> [Saved entries]:

*****

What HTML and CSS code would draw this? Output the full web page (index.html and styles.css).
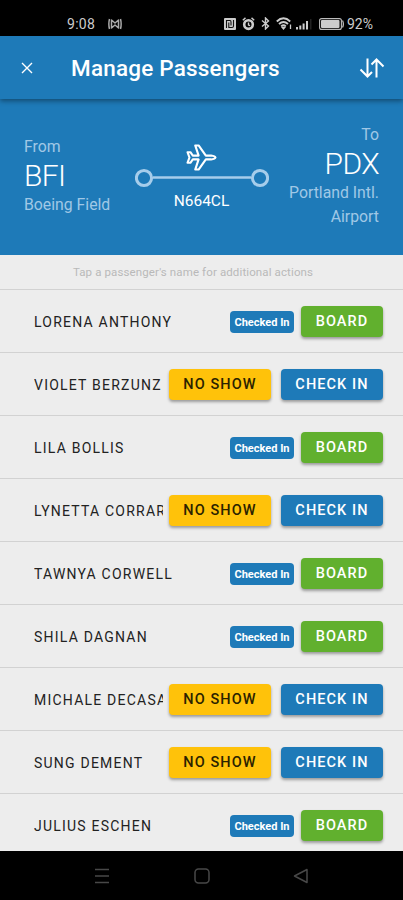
FILE: index.html
```
<!DOCTYPE html>
<html lang="en">
<head>
<meta charset="utf-8">
<title>Manage Passengers</title>
<link rel="stylesheet" href="styles.css">
</head>
<body>
<div class="status">
  <span class="time">9:08</span>
  <svg class="motion" width="14" height="12" viewBox="0 0 14 12" fill="none" stroke="#aaa" stroke-width="1.5" stroke-linejoin="round"><path d="M1.500 1Q.2 6 1.500 11M12.500 1q1.300 5 0 10M3.500 2v8l3.500-3 3.500 3V2L7 5z"/></svg>
  <div class="icons">
    <svg width="12" height="12" viewBox="0 0 12 12"><rect width="12" height="12" rx="1" fill="#ccc"/><path d="M2.500 10V2.500H6Q7 2.500 7 4V7.500M4.800 4.500V9.500H8Q9.500 9.500 9.500 8V2" fill="none" stroke="#111" stroke-width="1.100"/></svg>
    <svg width="13" height="14" viewBox="0 0 12 13" fill="none" stroke="#ccc"><circle cx="6" cy="7" r="4" stroke-width="2.400"/><path d="M.7 3 3.200.8M11.300 3 8.800.8M6 5v2.500l1.500.5" stroke-width="1.300"/></svg>
    <svg width="9" height="13" viewBox="0 0 9 13" fill="none" stroke="#ccc" stroke-width="1.400"><path d="M1 3.500 7.500 9 4.500 12V1l3 3L1 9.500"/></svg>
    <svg class="wifi" width="17" height="13" viewBox="0 0 17 13" fill="none" stroke="#ccc" stroke-width="1.900"><path d="M.8 4.500Q7.500-1.800 14.200 4.500M3 7Q7.500 2.800 12 7M5.200 9.400Q7.500 7.200 9.800 9.400"/><path d="M6.200 10.500h2.600L7.500 12zM14.500 12V7.500" stroke-width="1.300"/></svg>
    <svg class="signal" width="16" height="12" viewBox="0 0 16 12" fill="#ccc"><path d="M0 9h2v2.500H0zM3.300 7.500h2v4h-2zM6.600 5.500h2v6h-2zM10 3h2v8.500h-2z"/><path d="M14 1h1.500v10.500H14z" fill="#222"/></svg>
    <svg class="battery" width="26" height="12" viewBox="0 0 26 12"><rect x=".6" y=".6" width="21.800" height="10.800" rx="2" fill="none" stroke="#bbb" stroke-width="1.100"/><rect x="2" y="2" width="18.500" height="8" rx="1" fill="#ccc"/><path d="M23.500 2.500q1.800 3.500 0 7" fill="none" stroke="#bbb" stroke-width="1.300"/></svg>
    <span class="percent">92%</span>
  </div>
</div>
<header class="toolbar">
  <svg width="12" height="12" viewBox="0 0 12 12" stroke="#fff" stroke-width="1.400"><path d="M1 1l10 10M11 1 1 11"/></svg>
  <h1>Manage Passengers</h1>
  <svg class="swap" width="26" height="20" viewBox="0 0 26 20" fill="none" stroke="#fff" stroke-width="2"><path d="M8.500.5V18M1.500 11.500 8.500 18.500 13 14M17.500 19.500V2M12.500 6.500 17.500 1.500 24.500 8.500"/></svg>
</header>
<section class="flight">
  <div class="place from"><span>From</span><strong>BFI</strong><span>Boeing Field</span></div>
  <div class="route">
    <svg class="plane" width="31" height="27" viewBox="0 0 32 28" fill="none" stroke="#fff" stroke-width="2.200" stroke-linejoin="round"><path d="M1.500 8.500h3l2.500 3.500H13L9.500 1.500h3.500L20.500 12H26q4 .5 4.500 2-.5 1.500-4.500 2h-5.500L13 26.500H9.500L13 16H7l-2.500 3.500h-3L3.500 14z"/></svg>
    <svg width="134" height="20" viewBox="0 0 134 20" fill="none" stroke="#a6cdeb"><path d="M18 9.500h98" stroke-width="2.500"/><circle cx="9" cy="10" r="7.600" stroke-width="3"/><circle cx="125" cy="10" r="7.600" stroke-width="3"/></svg>
    <span class="tail">N664CL</span>
  </div>
  <div class="place to"><span>To</span><strong>PDX</strong><span>Portland Intl.</span><span>Airport</span></div>
</section>
<p class="hint">Tap a passenger's name for additional actions</p>
<ul class="list">
  <li><span class="name">LORENA ANTHONY</span><span class="badge">Checked In</span><button class="board">BOARD</button></li>
  <li><span class="name">VIOLET BERZUNZ</span><button class="noshow">NO SHOW</button><button class="checkin">CHECK IN</button></li>
  <li><span class="name">LILA BOLLIS</span><span class="badge">Checked In</span><button class="board">BOARD</button></li>
  <li><span class="name">LYNETTA CORRAR</span><button class="noshow">NO SHOW</button><button class="checkin">CHECK IN</button></li>
  <li><span class="name">TAWNYA CORWELL</span><span class="badge">Checked In</span><button class="board">BOARD</button></li>
  <li><span class="name">SHILA DAGNAN</span><span class="badge">Checked In</span><button class="board">BOARD</button></li>
  <li><span class="name">MICHALE DECASA</span><button class="noshow">NO SHOW</button><button class="checkin">CHECK IN</button></li>
  <li><span class="name">SUNG DEMENT</span><button class="noshow">NO SHOW</button><button class="checkin">CHECK IN</button></li>
  <li><span class="name">JULIUS ESCHEN</span><span class="badge">Checked In</span><button class="board">BOARD</button></li>
</ul>
<nav class="nav">
  <svg width="16" height="16" viewBox="0 0 16 16" stroke="#484848" stroke-width="1.500"><path d="M1 1.500h14M1 8h14M1 14.500h14"/></svg>
  <svg width="16" height="16" viewBox="0 0 16 16" fill="none" stroke="#484848" stroke-width="1.500"><rect x="1" y="1" width="14" height="14" rx="3.500"/></svg>
  <svg width="16" height="16" viewBox="0 0 16 16" fill="none" stroke="#484848" stroke-width="1.500" stroke-linejoin="round"><path d="M14 1.500v13L1.500 8z"/></svg>
</nav>
</body>
</html>
```
FILE: styles.css
```
* { box-sizing: border-box; }
body { margin: 0; width: 403px; height: 900px; overflow: hidden; display: flex; flex-direction: column; background: #ededed; font-family: Roboto, sans-serif; }
svg { display: block; flex: none; }
.status { height: 36px; flex: none; background: #000; color: #ccc; display: flex; align-items: center; padding: 11px 29px 0 67px; font-size: 14px; }
.time { width: 41px; letter-spacing: .3px; }
.icons { margin-left: auto; display: flex; align-items: center; }
.icons svg { margin-right: 6px; }
.icons .wifi { margin-right: 3px; }
.icons .signal { margin-right: 7px; }
.icons .battery { margin-right: 2px; }
.percent { width: 27px; font-size: 14px; white-space: nowrap; }
.toolbar { height: 63px; flex: none; background: #1e7ab8; display: flex; align-items: center; padding: 0 18px 0 21px; box-shadow: 0 2px 5px rgba(0,0,0,.4); z-index: 1; }
h1 { margin: 0 auto 0 38px; color: #fff; font-size: 22.500px; font-weight: 500; letter-spacing: .2px; white-space: nowrap; }
.flight { height: 156px; flex: none; background: #1e7ab8; display: flex; justify-content: space-between; padding: 24px 24px 0; }
.place { color: #a0c8e6; font-size: 15.800px; line-height: 24px; display: flex; flex-direction: column; width: 111px; white-space: nowrap; }
.place strong { font-size: 30px; line-height: 34px; font-weight: 300; color: #fff; letter-spacing: -.6px; }
.from { padding-top: 12px; }
.to { text-align: right; }
.route { display: flex; flex-direction: column; align-items: center; padding-top: 21px; }
.plane { margin-bottom: -3px; }
.tail { color: #fff; font-size: 15.500px; line-height: 20px; margin-top: 3px; }
.hint { margin: 0; height: 34px; flex: none; font-size: 11.500px; line-height: 34px; text-align: center; color: #b9b9b9; letter-spacing: .12px; padding-right: 17px; }
.list { margin: 0; padding: 0; list-style: none; height: 562px; overflow: hidden; }
.list li { height: 63px; border-top: 1px solid #d2d2d2; display: flex; align-items: center; padding: 1px 20px 0 34px; }
.name { flex: 1; min-width: 0; margin-right: 6px; overflow: hidden; white-space: nowrap; font-size: 14px; letter-spacing: 1.220px; color: #222; }
.badge { width: 64px; height: 22px; margin-right: 7px; border-radius: 4px; background: #1e7ab8; color: #fff; font-size: 11px; font-weight: 700; line-height: 23px; text-align: center; white-space: nowrap; }
button { height: 31px; padding: 0; border: 0; border-radius: 4px; font: 500 14.500px/31px Roboto, sans-serif; letter-spacing: 1.100px; color: #fff; box-shadow: 0 2px 3px rgba(0,0,0,.35); }
.board { width: 82px; background: #61b02e; }
.checkin { width: 102px; background: #1e7ab8; }
.noshow { width: 102px; margin-right: 10px; background: #ffc20a; color: #2b2200; }
.nav { flex: 1; background: #000; display: flex; align-items: center; justify-content: space-between; padding: 0 94px; }
```
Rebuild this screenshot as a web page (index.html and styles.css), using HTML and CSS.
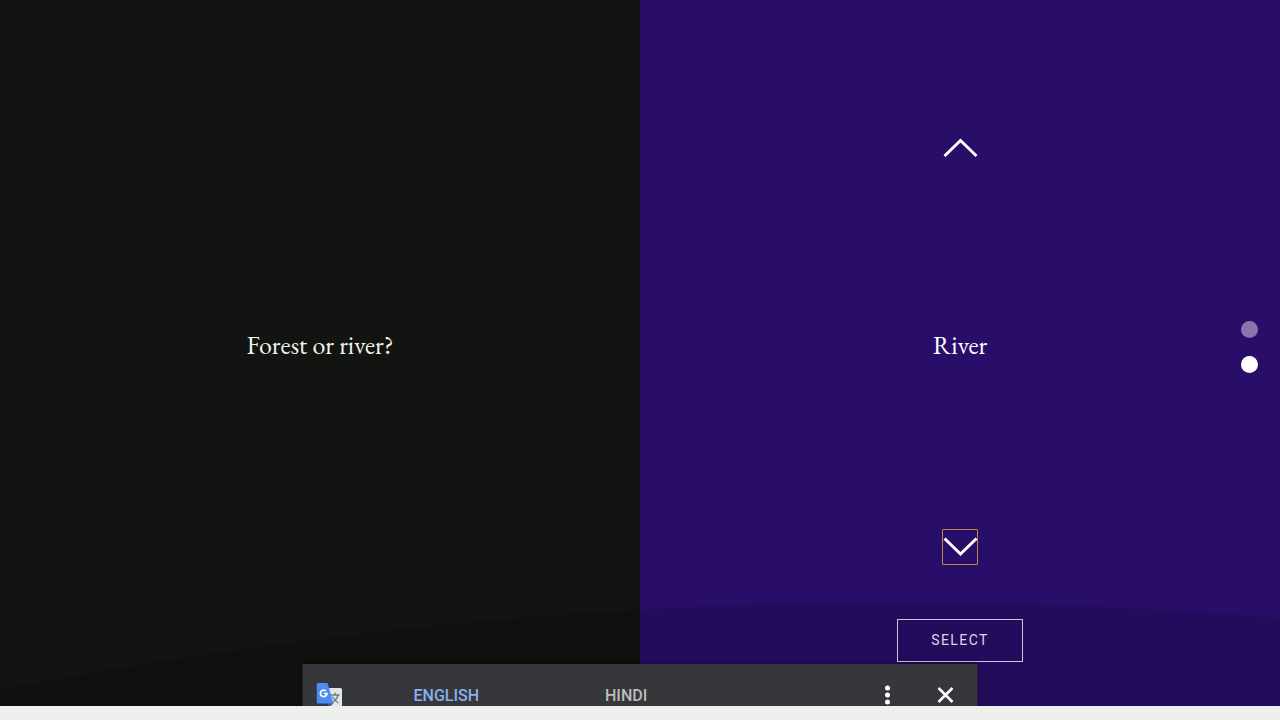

*****

> [Required work]: Track down the lines that include the word "page" and copy them.

> [Result of this exercise]:
What HTML and CSS code would draw this? Output the full web page (index.html and styles.css).
Rebuild this screenshot as a web page (index.html and styles.css), using HTML and CSS.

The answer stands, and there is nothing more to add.